_Stated exercise:_
Emit the data below verbatim, stripping out any pictures.

══ Materials provided

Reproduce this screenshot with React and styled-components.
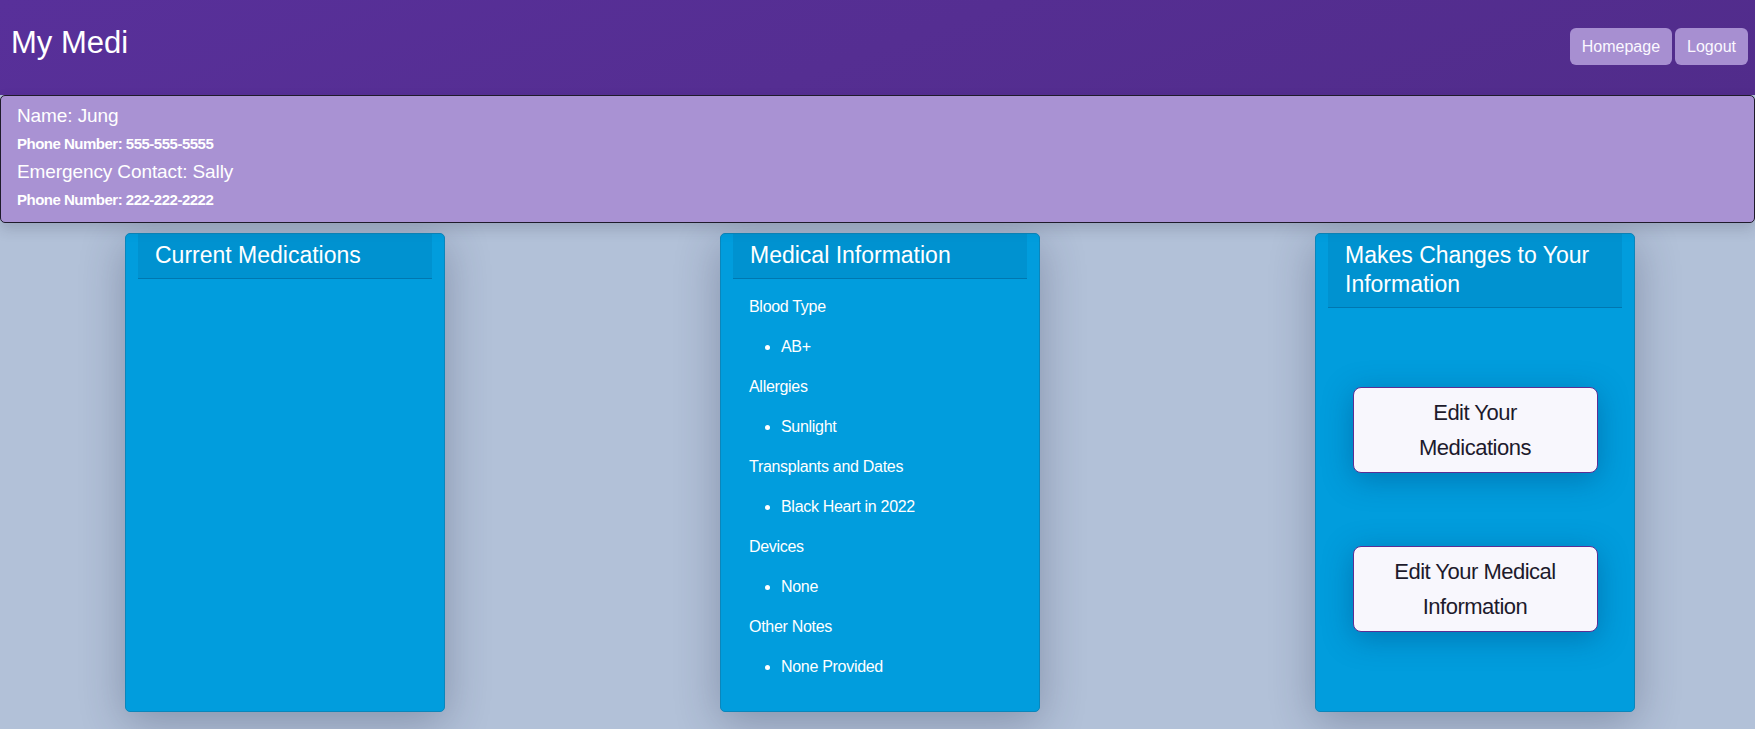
import React from "react";
import styled, { createGlobalStyle } from "styled-components";

const GlobalStyle = createGlobalStyle`
  html, body {
    margin: 0;
    padding: 0;
    background: #b2c1d8;
    font-family: "Liberation Sans", Arial, sans-serif;
    color: #fff;
  }
  body { min-height: 100vh; }
  * { box-sizing: border-box; }
`;

const Page = styled.div`
  min-height: 100vh;
  display: flex;
  flex-direction: column;
`;

const NavBar = styled.header`
  height: 95px;
  display: flex;
  justify-content: space-between;
  align-items: flex-start;
  padding: 0 7px 0 11px;
  background: linear-gradient(160deg, #58309a 0%, #552e92 50%, #512c8b 100%);
`;

const Brand = styled.div`
  font-size: 31px;
  line-height: 36px;
  margin-top: 25px;
  color: #fff;
`;

const NavButtons = styled.nav`
  display: flex;
  gap: 3px;
  margin-top: 28px;
`;

const NavButton = styled.button`
  height: 37px;
  padding: 0 12px;
  border: none;
  border-radius: 6px;
  background: #a78fd1;
  color: #fbf8ff;
  font-family: inherit;
  font-size: 16px;
  line-height: 37px;
  cursor: pointer;
`;

const InfoBar = styled.section`
  position: relative;
  z-index: 1;
  background: #a992d3;
  border: 1px solid #1f1b2b;
  border-radius: 5px;
  padding: 6px 16px 7px;
  box-shadow: 0 6px 14px rgba(40, 40, 60, 0.18);
`;

const InfoLine = styled.div`
  color: #fff;
  font-size: ${(p) => (p.$small ? "15px" : "19px")};
  font-weight: ${(p) => (p.$small ? 700 : 400)};
  letter-spacing: ${(p) => (p.$small ? "-0.5px" : "-0.1px")};
  line-height: ${(p) => p.$lh}px;
`;

const CardsRow = styled.main`
  display: flex;
  align-items: stretch;
  gap: 275px;
  padding: 10px 0 17px 125px;
`;

const Card = styled.div`
  width: 320px;
  display: flex;
  flex-direction: column;
  padding: 0 12px;
  background: #019ddd;
  border: 1px solid #0b86bb;
  border-radius: 5px;
  box-shadow: 0 10px 45px rgba(35, 45, 75, 0.32);
`;

const CardHeader = styled.h2`
  margin: 0;
  padding: 7px 17px 8px;
  font-size: 23px;
  font-weight: 400;
  line-height: 29px;
  color: #fff;
  background: rgba(0, 30, 60, 0.08);
  border-bottom: 1px solid rgba(0, 40, 80, 0.25);
`;

const CardBody = styled.div`
  flex: 1;
  padding: 16px;
  display: flex;
  flex-direction: column;
  ${(p) =>
    p.$centered &&
    `
    align-items: center;
    justify-content: center;
    gap: 73px;
  `}
`;

const Label = styled.p`
  margin: 0 0 16px;
  font-size: 16px;
  line-height: 24px;
  letter-spacing: -0.3px;
`;

const List = styled.ul`
  margin: 0 0 16px;
  padding-left: 32px;
  font-size: 16px;
  line-height: 24px;
  letter-spacing: -0.3px;
`;

const EditButton = styled.button`
  width: 245px;
  padding: 7px 24px;
  background: #f8f7fd;
  color: #1d1a2c;
  border: 1px solid #5b2f94;
  border-radius: 8px;
  font-family: inherit;
  font-size: 22px;
  line-height: 35px;
  letter-spacing: -0.5px;
  box-shadow: 0 6px 30px rgba(0, 50, 100, 0.35);
  cursor: pointer;
`;

const medical = [
  ["Blood Type", "AB+"],
  ["Allergies", "Sunlight"],
  ["Transplants and Dates", "Black Heart in 2022"],
  ["Devices", "None"],
  ["Other Notes", "None Provided"],
];

export default function App() {
  return (
    <Page>
      <GlobalStyle />
      <NavBar>
        <Brand>My Medi</Brand>
        <NavButtons>
          <NavButton>Homepage</NavButton>
          <NavButton>Logout</NavButton>
        </NavButtons>
      </NavBar>
      <InfoBar>
        <InfoLine $lh={27}>Name: Jung</InfoLine>
        <InfoLine $small $lh={30}>Phone Number: 555-555-5555</InfoLine>
        <InfoLine $lh={26}>Emergency Contact: Sally</InfoLine>
        <InfoLine $small $lh={30}>Phone Number: 222-222-2222</InfoLine>
      </InfoBar>
      <CardsRow>
        <Card>
          <CardHeader>Current Medications</CardHeader>
          <CardBody />
        </Card>
        <Card>
          <CardHeader>Medical Information</CardHeader>
          <CardBody>
            {medical.map(([label, item]) => (
              <React.Fragment key={label}>
                <Label>{label}</Label>
                <List>
                  <li>{item}</li>
                </List>
              </React.Fragment>
            ))}
          </CardBody>
        </Card>
        <Card>
          <CardHeader>Makes Changes to Your Information</CardHeader>
          <CardBody $centered>
            <EditButton>Edit Your Medications</EditButton>
            <EditButton>Edit Your Medical Information</EditButton>
          </CardBody>
        </Card>
      </CardsRow>
    </Page>
  );
}
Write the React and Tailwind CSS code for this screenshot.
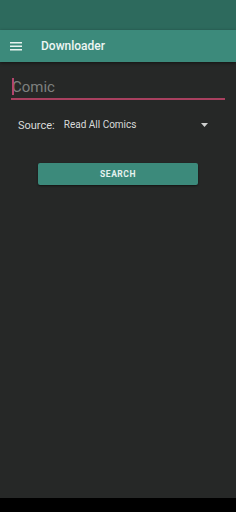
export default function App() {
  return (
    <div className="w-[236px] h-[512px] flex flex-col bg-[#262827] overflow-hidden" style={{ fontFamily: "Roboto, 'Noto Sans', sans-serif" }}>
      <div className="h-[30px] bg-[#2d6a5d] shrink-0" />
      <div className="h-[32px] bg-[#3c8a7b] shrink-0 flex items-center shadow-[0_1px_3px_rgba(0,0,0,0.5)]">
        <div className="w-[41px] flex pl-[10px]">
          <svg width="12" height="10" viewBox="0 0 12 10">
            <rect x="0" y="1" width="12" height="1.5" fill="#e8f3f0" />
            <rect x="0" y="4.5" width="12" height="1.5" fill="#e8f3f0" />
            <rect x="0" y="8" width="12" height="1.5" fill="#e8f3f0" />
          </svg>
        </div>
        <span className="text-[12px] font-medium text-[#eef6f4] leading-none">Downloader</span>
      </div>
      <div className="flex-1 flex flex-col">
        <div className="mx-[11px] mt-[14px] h-[22px] flex items-end pb-[3px] relative">
          <span className="absolute left-[1px] top-[2px] w-[1.5px] h-[17px] bg-[#b2456c]" />
          <span className="text-[15px] leading-none text-[#7e807f] pl-[1px]">Comic</span>
        </div>
        <div className="mx-[11px] h-[2px] bg-[#a8405f]" />
        <div className="flex items-center h-[16px] mt-[17px] pl-[18px] pr-[28px]">
          <span className="text-[11px] text-[#d9dbda] leading-none">Source:</span>
          <span className="text-[10px] text-[#d9dbda] leading-none ml-[9px] flex-1">Read All Comics</span>
          <svg width="7" height="4" viewBox="0 0 7 4">
            <path d="M0 0 L7 0 L3.5 4 Z" fill="#cfd1d0" />
          </svg>
        </div>
        <div className="mt-[30px] mx-[38px] w-[160px] h-[22px] rounded-[2px] bg-[#3c8a7b] flex items-center justify-center pt-[1px] shadow-[0_1px_2px_rgba(0,0,0,0.5)]">
          <span className="text-[8.5px] font-bold tracking-[0.06em] text-[#e6f2ef] leading-none">SEARCH</span>
        </div>
      </div>
      <div className="h-[14px] bg-black shrink-0" />
    </div>
  );
}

════

_Full response:_
Reproduce this screenshot with React and styled-components.
import React from "react";
import styled, { createGlobalStyle } from "styled-components";

const GlobalStyle = createGlobalStyle`
  html, body {
    margin: 0;
    padding: 0;
    background: #b2c1d8;
    font-family: "Liberation Sans", Arial, sans-serif;
    color: #fff;
  }
  body { min-height: 100vh; }
  * { box-sizing: border-box; }
`;

const Page = styled.div`
  min-height: 100vh;
  display: flex;
  flex-direction: column;
`;

const NavBar = styled.header`
  height: 95px;
  display: flex;
  justify-content: space-between;
  align-items: flex-start;
  padding: 0 7px 0 11px;
  background: linear-gradient(160deg, #58309a 0%, #552e92 50%, #512c8b 100%);
`;

const Brand = styled.div`
  font-size: 31px;
  line-height: 36px;
  margin-top: 25px;
  color: #fff;
`;

const NavButtons = styled.nav`
  display: flex;
  gap: 3px;
  margin-top: 28px;
`;

const NavButton = styled.button`
  height: 37px;
  padding: 0 12px;
  border: none;
  border-radius: 6px;
  background: #a78fd1;
  color: #fbf8ff;
  font-family: inherit;
  font-size: 16px;
  line-height: 37px;
  cursor: pointer;
`;

const InfoBar = styled.section`
  position: relative;
  z-index: 1;
  background: #a992d3;
  border: 1px solid #1f1b2b;
  border-radius: 5px;
  padding: 6px 16px 7px;
  box-shadow: 0 6px 14px rgba(40, 40, 60, 0.18);
`;

const InfoLine = styled.div`
  color: #fff;
  font-size: ${(p) => (p.$small ? "15px" : "19px")};
  font-weight: ${(p) => (p.$small ? 700 : 400)};
  letter-spacing: ${(p) => (p.$small ? "-0.5px" : "-0.1px")};
  line-height: ${(p) => p.$lh}px;
`;

const CardsRow = styled.main`
  display: flex;
  align-items: stretch;
  gap: 275px;
  padding: 10px 0 17px 125px;
`;

const Card = styled.div`
  width: 320px;
  display: flex;
  flex-direction: column;
  padding: 0 12px;
  background: #019ddd;
  border: 1px solid #0b86bb;
  border-radius: 5px;
  box-shadow: 0 10px 45px rgba(35, 45, 75, 0.32);
`;

const CardHeader = styled.h2`
  margin: 0;
  padding: 7px 17px 8px;
  font-size: 23px;
  font-weight: 400;
  line-height: 29px;
  color: #fff;
  background: rgba(0, 30, 60, 0.08);
  border-bottom: 1px solid rgba(0, 40, 80, 0.25);
`;

const CardBody = styled.div`
  flex: 1;
  padding: 16px;
  display: flex;
  flex-direction: column;
  ${(p) =>
    p.$centered &&
    `
    align-items: center;
    justify-content: center;
    gap: 73px;
  `}
`;

const Label = styled.p`
  margin: 0 0 16px;
  font-size: 16px;
  line-height: 24px;
  letter-spacing: -0.3px;
`;

const List = styled.ul`
  margin: 0 0 16px;
  padding-left: 32px;
  font-size: 16px;
  line-height: 24px;
  letter-spacing: -0.3px;
`;

const EditButton = styled.button`
  width: 245px;
  padding: 7px 24px;
  background: #f8f7fd;
  color: #1d1a2c;
  border: 1px solid #5b2f94;
  border-radius: 8px;
  font-family: inherit;
  font-size: 22px;
  line-height: 35px;
  letter-spacing: -0.5px;
  box-shadow: 0 6px 30px rgba(0, 50, 100, 0.35);
  cursor: pointer;
`;

const medical = [
  ["Blood Type", "AB+"],
  ["Allergies", "Sunlight"],
  ["Transplants and Dates", "Black Heart in 2022"],
  ["Devices", "None"],
  ["Other Notes", "None Provided"],
];

export default function App() {
  return (
    <Page>
      <GlobalStyle />
      <NavBar>
        <Brand>My Medi</Brand>
        <NavButtons>
          <NavButton>Homepage</NavButton>
          <NavButton>Logout</NavButton>
        </NavButtons>
      </NavBar>
      <InfoBar>
        <InfoLine $lh={27}>Name: Jung</InfoLine>
        <InfoLine $small $lh={30}>Phone Number: 555-555-5555</InfoLine>
        <InfoLine $lh={26}>Emergency Contact: Sally</InfoLine>
        <InfoLine $small $lh={30}>Phone Number: 222-222-2222</InfoLine>
      </InfoBar>
      <CardsRow>
        <Card>
          <CardHeader>Current Medications</CardHeader>
          <CardBody />
        </Card>
        <Card>
          <CardHeader>Medical Information</CardHeader>
          <CardBody>
            {medical.map(([label, item]) => (
              <React.Fragment key={label}>
                <Label>{label}</Label>
                <List>
                  <li>{item}</li>
                </List>
              </React.Fragment>
            ))}
          </CardBody>
        </Card>
        <Card>
          <CardHeader>Makes Changes to Your Information</CardHeader>
          <CardBody $centered>
            <EditButton>Edit Your Medications</EditButton>
            <EditButton>Edit Your Medical Information</EditButton>
          </CardBody>
        </Card>
      </CardsRow>
    </Page>
  );
}
Write the React and Tailwind CSS code for this screenshot.
export default function App() {
  return (
    <div className="w-[236px] h-[512px] flex flex-col bg-[#262827] overflow-hidden" style={{ fontFamily: "Roboto, 'Noto Sans', sans-serif" }}>
      <div className="h-[30px] bg-[#2d6a5d] shrink-0" />
      <div className="h-[32px] bg-[#3c8a7b] shrink-0 flex items-center shadow-[0_1px_3px_rgba(0,0,0,0.5)]">
        <div className="w-[41px] flex pl-[10px]">
          <svg width="12" height="10" viewBox="0 0 12 10">
            <rect x="0" y="1" width="12" height="1.5" fill="#e8f3f0" />
            <rect x="0" y="4.5" width="12" height="1.5" fill="#e8f3f0" />
            <rect x="0" y="8" width="12" height="1.5" fill="#e8f3f0" />
          </svg>
        </div>
        <span className="text-[12px] font-medium text-[#eef6f4] leading-none">Downloader</span>
      </div>
      <div className="flex-1 flex flex-col">
        <div className="mx-[11px] mt-[14px] h-[22px] flex items-end pb-[3px] relative">
          <span className="absolute left-[1px] top-[2px] w-[1.5px] h-[17px] bg-[#b2456c]" />
          <span className="text-[15px] leading-none text-[#7e807f] pl-[1px]">Comic</span>
        </div>
        <div className="mx-[11px] h-[2px] bg-[#a8405f]" />
        <div className="flex items-center h-[16px] mt-[17px] pl-[18px] pr-[28px]">
          <span className="text-[11px] text-[#d9dbda] leading-none">Source:</span>
          <span className="text-[10px] text-[#d9dbda] leading-none ml-[9px] flex-1">Read All Comics</span>
          <svg width="7" height="4" viewBox="0 0 7 4">
            <path d="M0 0 L7 0 L3.5 4 Z" fill="#cfd1d0" />
          </svg>
        </div>
        <div className="mt-[30px] mx-[38px] w-[160px] h-[22px] rounded-[2px] bg-[#3c8a7b] flex items-center justify-center pt-[1px] shadow-[0_1px_2px_rgba(0,0,0,0.5)]">
          <span className="text-[8.5px] font-bold tracking-[0.06em] text-[#e6f2ef] leading-none">SEARCH</span>
        </div>
      </div>
      <div className="h-[14px] bg-black shrink-0" />
    </div>
  );
}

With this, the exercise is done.